Gallo continued by slamming Oakland Mayor Libby Schaaf. “I think the way Oakland gets treated day-after-day when it comes to business, when it comes to business development, I think we get short-changed and I think the leadership of this city in a lot of ways has allowed that to happen,” said Gallo.
Forever Oakland representatives have also been coy about the specific aim of the lawsuit and who is funding the legal team. Ray Bobbitt, a representative for Forever Oakland, referenced during Friday’s meeting that an unnamed group is interested in retiring the Coliseum’s roughly $83 million bond debt and build a privately-financed stadium at the current complex. “The [city and] county is not in a position to not fight for the $83 million,” said James Jones III, a Forever Oakland member, referring to the public debt associated with the rebuild of the Coliseum in 1996.

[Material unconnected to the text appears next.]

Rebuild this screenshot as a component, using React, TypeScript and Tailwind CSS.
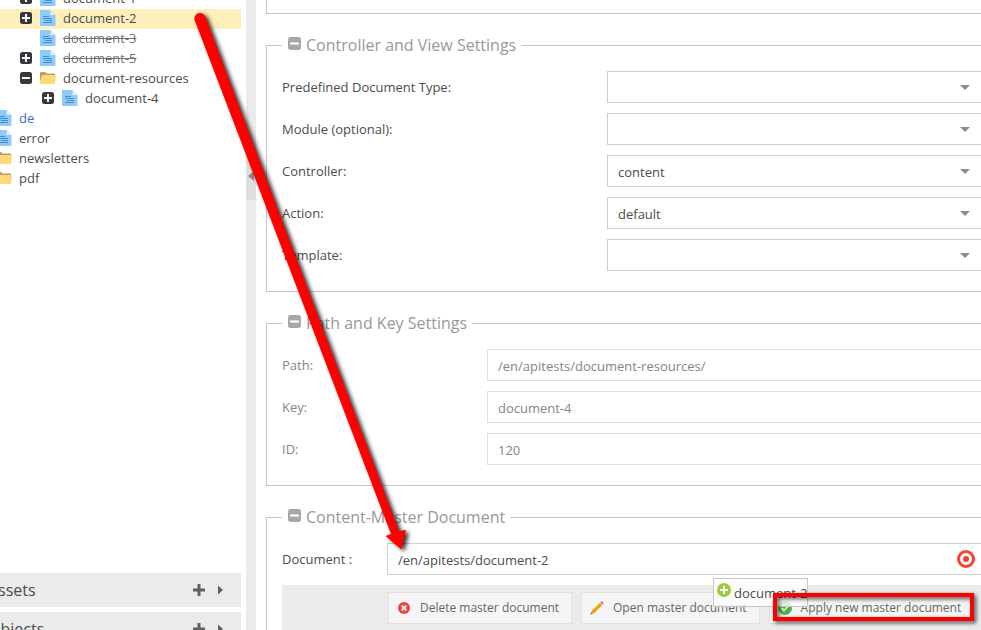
import type { ReactNode } from 'react';

type TreeNode = {
  label: string;
  indent: string;
  icon: 'page' | 'folder';
  toggle?: 'plus' | 'minus';
  className?: string;
  selected?: boolean;
};

const TREE: TreeNode[] = [
  { label: 'document-1', indent: 'pl-11', icon: 'page', toggle: 'plus' },
  { label: 'document-2', indent: 'pl-11', icon: 'page', toggle: 'plus', selected: true },
  { label: 'document-3', indent: 'pl-11', icon: 'page', className: 'line-through opacity-80' },
  { label: 'document-5', indent: 'pl-11', icon: 'page', toggle: 'plus', className: 'line-through opacity-80' },
  { label: 'document-resources', indent: 'pl-11', icon: 'folder', toggle: 'minus' },
  { label: 'document-4', indent: 'pl-[66px]', icon: 'page', toggle: 'plus' },
  { label: 'de', indent: 'pl-0', icon: 'page', className: 'text-[#3b6dc7]' },
  { label: 'error', indent: 'pl-0', icon: 'page' },
  { label: 'newsletters', indent: 'pl-0', icon: 'folder' },
  { label: 'pdf', indent: 'pl-0', icon: 'folder' },
];

const VIEW_FIELDS = [
  { id: 'docType', label: 'Predefined Document Type:', value: '' },
  { id: 'module', label: 'Module (optional):', value: '' },
  { id: 'controller', label: 'Controller:', value: 'content' },
  { id: 'action', label: 'Action:', value: 'default' },
  { id: 'template', label: 'Template:', value: '' },
];

const PATH_FIELDS = [
  { id: 'path', label: 'Path:', value: '/en/apitests/document-resources/' },
  { id: 'key', label: 'Key:', value: 'document-4' },
  { id: 'docId', label: 'ID:', value: '120' },
];

function PageIcon() {
  return (
    <svg className="h-4 w-4 shrink-0" viewBox="0 0 16 16" aria-hidden="true">
      <path d="M0 0h10.500l5 5v11H0z" fill="#90caf9" />
      <path d="M10.500 0.500v4.500h4.500z" fill="#e1f5fe" />
      <path d="M3 6.500h6M3 8.500h9M5 10.500h7M3 12.500h9" stroke="#3d8fdc" strokeWidth="1" />
    </svg>
  );
}

function FolderIcon() {
  return (
    <svg className="h-4 w-4 shrink-0" viewBox="0 0 16 16" aria-hidden="true">
      <path d="M0 3q0-1 1-1h4l1.500 1.500H14q1 0 1 1V13H0z" fill="#c49a62" />
      <path d="M3 5h12.500q.6 0 .5.700L15 13q-.2 1-1 1H1q-1 0-1-1V11L2 5.700Q2.300 5 3 5z" fill="#ffd978" />
    </svg>
  );
}

function ToggleIcon({ kind, className }: { kind: 'plus' | 'minus'; className: string }) {
  return (
    <svg className={`shrink-0 ${className}`} viewBox="0 0 12 12" aria-hidden="true">
      <rect width="12" height="12" rx="2.500" fill="currentColor" />
      <path d={kind === 'plus' ? 'M2 6h8M6 2v8' : 'M2 6h8'} stroke="#fff" strokeWidth="2" />
    </svg>
  );
}

function TreeRow({ node }: { node: TreeNode }) {
  return (
    <li className={`flex h-5 items-center pb-0.5 ${node.indent} ${node.selected ? 'bg-[#ffefbb]' : ''}`}>
      <span className="flex w-[22px] shrink-0 pl-0.5">
        {node.toggle && (
          <button type="button" aria-label={`Toggle ${node.label}`}>
            <ToggleIcon kind={node.toggle} className="h-3 w-3 text-[#35393d]" />
          </button>
        )}
      </span>
      {node.icon === 'page' ? <PageIcon /> : <FolderIcon />}
      <span className={`pl-[7px] ${node.className ?? ''}`}>{node.label}</span>
    </li>
  );
}

function PanelHeader({ title }: { title: string }) {
  return (
    <div className="flex h-[34px] items-center bg-[#ebebeb] pr-3">
      <h2 className="-ml-3 flex-1 text-base">{title}</h2>
      <button type="button" aria-label={`Add to ${title}`}>
        <svg className="h-3 w-3" viewBox="0 0 12 12">
          <path d="M0 6h12M6 0v12" stroke="#606060" strokeWidth="3" />
        </svg>
      </button>
      <button type="button" aria-label={`Expand ${title}`} className="ml-3">
        <svg className="h-3 w-3" viewBox="0 0 12 12">
          <path d="M1 1.500l5 4.500-5 4.500z" fill="#606060" />
        </svg>
      </button>
    </div>
  );
}

function Section({ title, children }: { title: string; children: ReactNode }) {
  return (
    <fieldset className="mt-5 min-w-0 border border-r-0 border-[#c6c6c6] pb-2.5 pl-[15px]">
      <legend className="flex h-[22px] gap-[5px] pr-[5px] pl-1.5 text-base leading-[22px] text-[#999]">
        <button type="button" aria-label={`Collapse ${title}`} className="mt-[3px] self-start">
          <ToggleIcon kind="minus" className="h-[13px] w-[13px] text-[#a8a8a8]" />
        </button>
        {title}
      </legend>
      <div className="pt-[15px]">{children}</div>
    </fieldset>
  );
}

function ToolbarButton({ icon, children }: { icon: ReactNode; children: ReactNode }) {
  return (
    <button
      type="button"
      className="flex h-8 shrink-0 items-center gap-[9px] border border-[#e2e2e2] bg-[#f5f5f5] pr-3 pl-2 text-xs text-[#666]"
    >
      {icon}
      {children}
    </button>
  );
}

export default function App() {
  return (
    <div className="relative flex h-screen overflow-hidden bg-white font-['Open_Sans',sans-serif] text-[13px] leading-5 text-[#4c4c4c]">
      <aside className="flex w-[241px] shrink-0 flex-col overflow-hidden">
        <ul className="-mt-[11px] -ml-[26px] flex-1">
          {TREE.map((node) => (
            <TreeRow key={node.label} node={node} />
          ))}
        </ul>
        <div className="-mb-4 flex flex-col gap-[5px]">
          <PanelHeader title="Assets" />
          <PanelHeader title="Objects" />
        </div>
      </aside>

      <div className="ml-[5px] flex w-2.5 shrink-0 flex-col bg-[#ebebeb]">
        <button type="button" aria-label="Collapse sidebar" className="mt-[152px] flex h-12 items-center bg-[#dedede] pl-0.5">
          <svg className="h-2.5 w-1.5" viewBox="0 0 6 10">
            <path d="M6 0v10L0 5z" fill="#888" />
          </svg>
        </button>
      </div>

      <main className="min-w-0 flex-1 overflow-hidden pl-2.5">
        <div className="h-3.5 border-b border-l border-[#c6c6c6]" />

        <Section title="Controller and View Settings">
          {VIEW_FIELDS.map((field) => (
            <div key={field.id} className="mb-2.5 flex h-8 items-center">
              <label htmlFor={field.id} className="w-[325px] shrink-0">{field.label}</label>
              <div className="relative h-8 flex-1">
                <select
                  id={field.id}
                  defaultValue={field.value}
                  className="h-full w-full appearance-none border border-r-0 border-[#cecece] bg-white pt-0.5 pl-2.5"
                >
                  <option value={field.value}>{field.value}</option>
                </select>
                <svg className="pointer-events-none absolute top-3.5 right-[11px] h-[5px] w-2.5" viewBox="0 0 10 5" aria-hidden="true">
                  <path d="M0 0h10L5 5z" fill="#8c8c8c" />
                </svg>
              </div>
            </div>
          ))}
        </Section>

        <Section title="Path and Key Settings">
          {PATH_FIELDS.map((field) => (
            <div key={field.id} className="mb-2.5 flex h-8 items-center text-[#858585]">
              <label htmlFor={field.id} className="w-[205px] shrink-0">{field.label}</label>
              <input
                id={field.id}
                type="text"
                readOnly
                defaultValue={field.value}
                className="h-full min-w-0 flex-1 border border-r-0 border-[#dedede] pt-0.5 pl-2.5"
              />
            </div>
          ))}
        </Section>

        <Section title="Content-Master Document">
          <div className="mb-2.5 flex h-8 items-center">
            <label htmlFor="master" className="w-[105px] shrink-0">Document :</label>
            <div className="flex h-full min-w-0 flex-1 items-center border border-r-0 border-[#cecece] pr-1.5">
              <input
                id="master"
                type="text"
                defaultValue="/en/apitests/document-2"
                className="h-full min-w-0 flex-1 pt-0.5 pl-2.5 outline-none"
              />
              <svg className="h-[18px] w-[18px]" viewBox="0 0 18 18" aria-hidden="true">
                <circle cx="9" cy="9" r="7.500" fill="none" stroke="#f44336" strokeWidth="3" />
                <circle cx="9" cy="9" r="3" fill="#f44336" />
              </svg>
            </div>
          </div>
          <div className="flex gap-[9px] bg-[#ebebeb] pt-[7px] pb-2 pl-[106px] whitespace-nowrap">
            <ToolbarButton
              icon={
                <svg className="h-3.5 w-3.5" viewBox="0 0 14 14" aria-hidden="true">
                  <circle cx="7" cy="7" r="6" fill="#f44336" />
                  <path d="M4.800 4.800l4.400 4.400M9.200 4.800l-4.400 4.400" stroke="#fff" strokeWidth="2" />
                </svg>
              }
            >
              Delete master document
            </ToolbarButton>
            <ToolbarButton
              icon={
                <svg className="h-3.5 w-3.5" viewBox="0 0 14 14" aria-hidden="true">
                  <path d="M0.500 13.500l1.200-3.500L9.500 2.200l2.300 2.300L4 12.300z" fill="#ff9800" />
                  <path d="M0.500 13.500l.6-1.800 1.200 1.200z" fill="#455a64" />
                  <path d="M9.500 2.200l1-1 2.300 2.300-1 1z" fill="#b0bec5" />
                  <path d="M10.500 1.200l.6-.6q.6-.6 1.300 0l1 1q.6.700 0 1.300l-.6.600z" fill="#e57373" />
                </svg>
              }
            >
              Open master document
            </ToolbarButton>
            <ToolbarButton
              icon={
                <svg className="h-3.5 w-3.5" viewBox="0 0 14 14" aria-hidden="true">
                  <circle cx="7" cy="7" r="7" fill="#4caf50" />
                  <path d="M3.500 7l2.500 2.500 4.800-5" fill="none" stroke="#ccff90" strokeWidth="1.800" />
                </svg>
              }
            >
              Apply new master document
            </ToolbarButton>
          </div>
        </Section>
      </main>

      {/* drag proxy */}
      <div className="absolute top-[578px] left-[713px] flex h-[29px] w-[95px] border border-[#c6c6c6] bg-white/80 pt-1 pl-[3px] whitespace-nowrap">
        <svg className="h-3.5 w-3.5 shrink-0" viewBox="0 0 14 14" aria-hidden="true">
          <circle cx="7" cy="7" r="7" fill="#9ccc3c" />
          <path d="M3 7h8M7 3v8" stroke="#fff" strokeWidth="2" />
        </svg>
        <span className="pl-[3px]">document-2</span>
      </div>

      {/* annotations */}
      <div className="pointer-events-none absolute top-[593px] left-[773px] h-7 w-[201px] border-4 border-[#fe0000] drop-shadow-[2px_2px_2px_rgba(0,0,0,0.7)]" />
      <svg
        className="pointer-events-none absolute top-0 left-0 h-[570px] w-[430px] drop-shadow-[3px_2px_2px_rgba(0,0,0,0.8)]"
        viewBox="0 0 430 570"
        aria-hidden="true"
      >
        <path d="M194.800 20.500A5.500 5.500 0 0 1 205.200 16.500L399 531l7-1-4.500 19.500L385.500 536l5.500-2z" fill="#fe0000" />
      </svg>
    </div>
  );
}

The result of the lawsuit, says Forever Oakland members, absent keeping the Raiders in Oakland, is to strike a deal to retain the team’s logo and colors in hopes of attracting an expansion team.
The Raiders, meanwhile, continue to move forward with plan to build a publicly-financed stadium in Las Vegas and the NFL has not mentioned expansion plans or has an existing team been rumored to move to the East Bay.
If the Coliseum JPA has reservations about the proposal, they surely showed in the facial expression of some commissioners. Alameda County Supervisor Scott Haggerty and two other elected officials on the board appeared more interested in concluding the early morning meeting in order to get to other meetings on their schedules. Haggerty attended to his smartphone for much of the public comment section and Oakland Councilmember Larry Reid skipped the entire agenda after emerging from closed session.
Some members of Forever Oakland, including one during public comment, charged Reid with having a hand in attempts to scuttle the group’s proposal to sue the Raiders. In the days after the Raiders announced their move to Las Vegas in 2-3 years, it was Reid who blasted the team and urged city and county officials to block the team from renewing its lease to bridge the gap between now and when the Las Vegas stadium is constructed.